Posted by Mrs Giggles on May 23, 2000 in 3 Oogies, Film Reviews, Genre: Action & Adventure

Mission: Impossible 2 (2000)

Main cast: Tom Cruise (Ethan Hunt), Dougray Scott (Sean Ambrose), Thandie Newton (Nyah Nordoff-Hall), Ving Rhames (Luther Stickell), Anthony Hopkins (Mission Commander Swanbeck), John Polson (Billy Baird), Brendan Gleeson (John C. McClory), Dominic Purcell (Ulrich), and Richard Roxburgh (Hugh Stamp)
Director: John Woo

There is always a poeticism and even eroticism in John Woo’s action-packed movies. In Face/Off, bad biology notwithstanding, the final scenes in the church simply sings. In Mission: Impossible 2, bad biology notwithstanding, the slickly choreographed action scenes just somehow lack their usual underlying poetry. This one is – dare I say it? – a lifeless if exciting adrenaline rush of a movie redeemed only by the first hour of chemistry between the two main leads.

Ethan Hunt this time is sent to recover some lethal virus named Chimera, and he recruits Nyah, a beautiful and skilled thief (as well as two obligatory and useless agents to keep to the team spirit of the TV show). Ethan and Nyah sizzle, oh my, and one really should check out the naughty scene in the bath tub. It is great to see Tom Cruise loosening up and enjoying the presence of his female co-star, something he hasn’t done since he ditched his Top Gun duds to be “serious”.

Nyah has had an affair with the villain Sean Ambrose, and she resumes her relationship to save the world. Ethan watches from the sidelines, his face contorted in self-loathing. How much should one sacrifice for the sake of saving the world? There’s a love story in here, a good, moving one.

After all, Nyah and Ethan are soul-mates bound by a love for the reckless and dangerous. Don’t believe me? Check out their courtship – a car chase that almost ended in death but ended up in the bedroom instead. There’s no foreplay like adrenaline rush, I say.

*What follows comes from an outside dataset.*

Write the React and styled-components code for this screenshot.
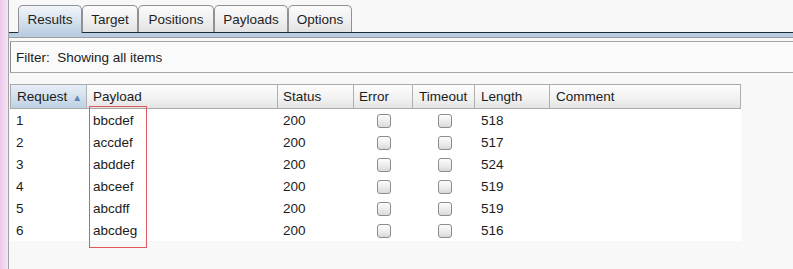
import React from "react";
import styled, { createGlobalStyle } from "styled-components";

const Global = createGlobalStyle`
  html, body { margin: 0; padding: 0; background: #f8f8f8; }
  body { font-family: "Liberation Sans", Arial, sans-serif; font-size: 13.5px; color: #1c1c1c; }
`;

const Frame = styled.div`
  display: flex;
  width: 793px;
  height: 269px;
  overflow: hidden;
  background: #f8f8f8;
`;

const SideStrip = styled.div`
  width: 8px;
  flex: none;
  background: linear-gradient(to right, #ecc9ec, #f5e6f5);
  border-right: 1px solid #a2a2a2;
`;

const Main = styled.div`
  flex: 1;
  display: flex;
  flex-direction: column;
  min-width: 0;
`;

const TabBar = styled.div`
  display: flex;
  align-items: flex-end;
  padding: 5px 0 0 9px;
  height: 32px;
  box-sizing: border-box;
`;

const Tab = styled.div`
  box-sizing: border-box;
  width: ${(p) => p.$w}px;
  display: flex;
  align-items: center;
  justify-content: center;
  border: 1px solid #8f9194;
  border-bottom: none;
  border-radius: 5px 5px 0 0;
  color: #1e1e1e;
  background: ${(p) =>
    p.$active
      ? "linear-gradient(to bottom, #f2f6fa 0%, #d5e2ee 55%, #bccfe2 100%)"
      : "linear-gradient(to bottom, #fbfbfb 0%, #eeeeee 60%, #e2e2e2 100%)"};
  position: relative;
  z-index: ${(p) => (p.$active ? 2 : 1)};
  margin-bottom: ${(p) => (p.$active ? "-1px" : "0")};
  height: ${(p) => (p.$active ? 28 : 27)}px;
  padding-bottom: ${(p) => (p.$active ? 1 : 0)}px;
`;

const TabBand = styled.div`
  height: 4px;
  background: #b9cde2;
  border-top: 1px solid #1f2a3a;
  border-bottom: 1px solid #9c9c9c;
`;

const Body = styled.div`
  display: flex;
  flex-direction: column;
  padding: 3px 0 0 1px;
`;

const FilterBox = styled.div`
  height: 32px;
  box-sizing: border-box;
  border: 1px solid #a6a6a6;
  border-left-color: #8c8c8c;
  border-right: none;
  background: #fafafa;
  display: flex;
  align-items: center;
  padding-left: 5px;
`;

const TableWrap = styled.div`
  position: relative;
  margin-top: 11px;
  width: 731px;
`;

const Grid = styled.div`
  display: grid;
  grid-template-columns: 77px 191px 76px 59px 62px 75px 191px;
`;

const HeadCell = styled.div`
  height: 25px;
  box-sizing: border-box;
  display: flex;
  align-items: center;
  padding-left: ${(p) => p.$pad ?? 6}px;
  border-top: 1px solid #a9a9a9;
  border-bottom: 1px solid #a9a9a9;
  border-right: 1px solid #b0b0b0;
  border-left: ${(p) => (p.$first ? "1px solid #a9a9a9" : "none")};
  color: #1c1c1c;
  white-space: nowrap;
  background: ${(p) =>
    p.$sorted
      ? "linear-gradient(to bottom, #e6eef6 0%, #cfdeec 60%, #bed1e4 100%)"
      : "linear-gradient(to bottom, #fdfdfd 0%, #f1f1f1 60%, #e4e4e4 100%)"};
`;

const SortArrow = styled.span`
  font-size: 10px;
  color: #5f87b5;
  margin-left: 5px;
  margin-top: 1px;
`;

const Cell = styled.div`
  height: 22px;
  box-sizing: border-box;
  background: #ffffff;
  display: flex;
  align-items: center;
  justify-content: ${(p) => (p.$center ? "center" : "flex-start")};
  padding-left: ${(p) => (p.$center ? 0 : p.$pad ?? 6)}px;
  padding-top: 1px;
`;

const Check = styled.span`
  width: 14px;
  height: 14px;
  box-sizing: border-box;
  border: 1px solid #8d8d8d;
  border-radius: 3px;
  background: linear-gradient(to bottom, #fcfcfc 0%, #ececec 55%, #d9d9d9 100%);
  margin-left: 1px;
`;

const Highlight = styled.div`
  position: absolute;
  left: 79px;
  top: 22px;
  width: 58px;
  height: 142px;
  box-sizing: border-box;
  border: 1px solid #e0585a;
  pointer-events: none;
`;

const tabs = [
  { label: "Results", w: 64, active: true },
  { label: "Target", w: 56 },
  { label: "Positions", w: 76 },
  { label: "Payloads", w: 74 },
  { label: "Options", w: 64 },
];

const rows = [
  [1, "bbcdef", 200, 518],
  [2, "accdef", 200, 517],
  [3, "abddef", 200, 524],
  [4, "abceef", 200, 519],
  [5, "abcdff", 200, 519],
  [6, "abcdeg", 200, 516],
];

export default function App() {
  return (
    <>
      <Global />
      <Frame>
        <SideStrip />
        <Main>
          <TabBar>
            {tabs.map((t) => (
              <Tab key={t.label} $w={t.w} $active={t.active}>
                {t.label}
              </Tab>
            ))}
          </TabBar>
          <TabBand />
          <Body>
            <FilterBox>Filter:&nbsp; Showing all items</FilterBox>
            <TableWrap>
              <Grid>
                <HeadCell $first $sorted>
                  Request<SortArrow>▲</SortArrow>
                </HeadCell>
                <HeadCell>Payload</HeadCell>
                <HeadCell $pad={5}>Status</HeadCell>
                <HeadCell $pad={5}>Error</HeadCell>
                <HeadCell $pad={6}>Timeout</HeadCell>
                <HeadCell $pad={6}>Length</HeadCell>
                <HeadCell $pad={6}>Comment</HeadCell>
                {rows.map(([n, p, s, l]) => (
                  <React.Fragment key={n}>
                    <Cell $pad={6}>{n}</Cell>
                    <Cell $pad={6}>{p}</Cell>
                    <Cell $pad={5}>{s}</Cell>
                    <Cell $center>
                      <Check />
                    </Cell>
                    <Cell $center>
                      <Check />
                    </Cell>
                    <Cell $pad={6}>{l}</Cell>
                    <Cell />
                  </React.Fragment>
                ))}
              </Grid>
              <Highlight />
            </TableWrap>
          </Body>
        </Main>
      </Frame>
    </>
  );
}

And Thandie Newton plays Nyah wonderfully. Nyah is a worthy heroine, a woman who knows how to use her feminine wiles and skills to survive in the world of big boys and their guns. And Dougray Scott scowls too much, but honey, isn’t he eye candy or what? He’s even more droolsome here than in Ever After. And Australian actor Richard Roxburgh is also delicious eye-candy, but he is wasted in his role as Ambrose’s silent sidekick.

John Woo did put in some trademark elegant and almost religiously beautiful scenes. There’s the flirtatious first meeting between Ethan and Nyah, a meeting of eyes amidst swirling red fabrics of the skirts of the dancers in the dance hall. The bath tub scene that is even hotter than the actual love scenes. The flying doves.

But as the movie drags into the second hour, Mission: Impossible 2 loses all semblance of watchability, dragging into a long, tedious series of explosions, flying kicks, car chases that go on and on and on just like that blasted Titanic song. I love this one for the sexual chemistry between Mr Cruise and Ms Newton, but everything else about this movie is strictly pyrotechnics in monotone.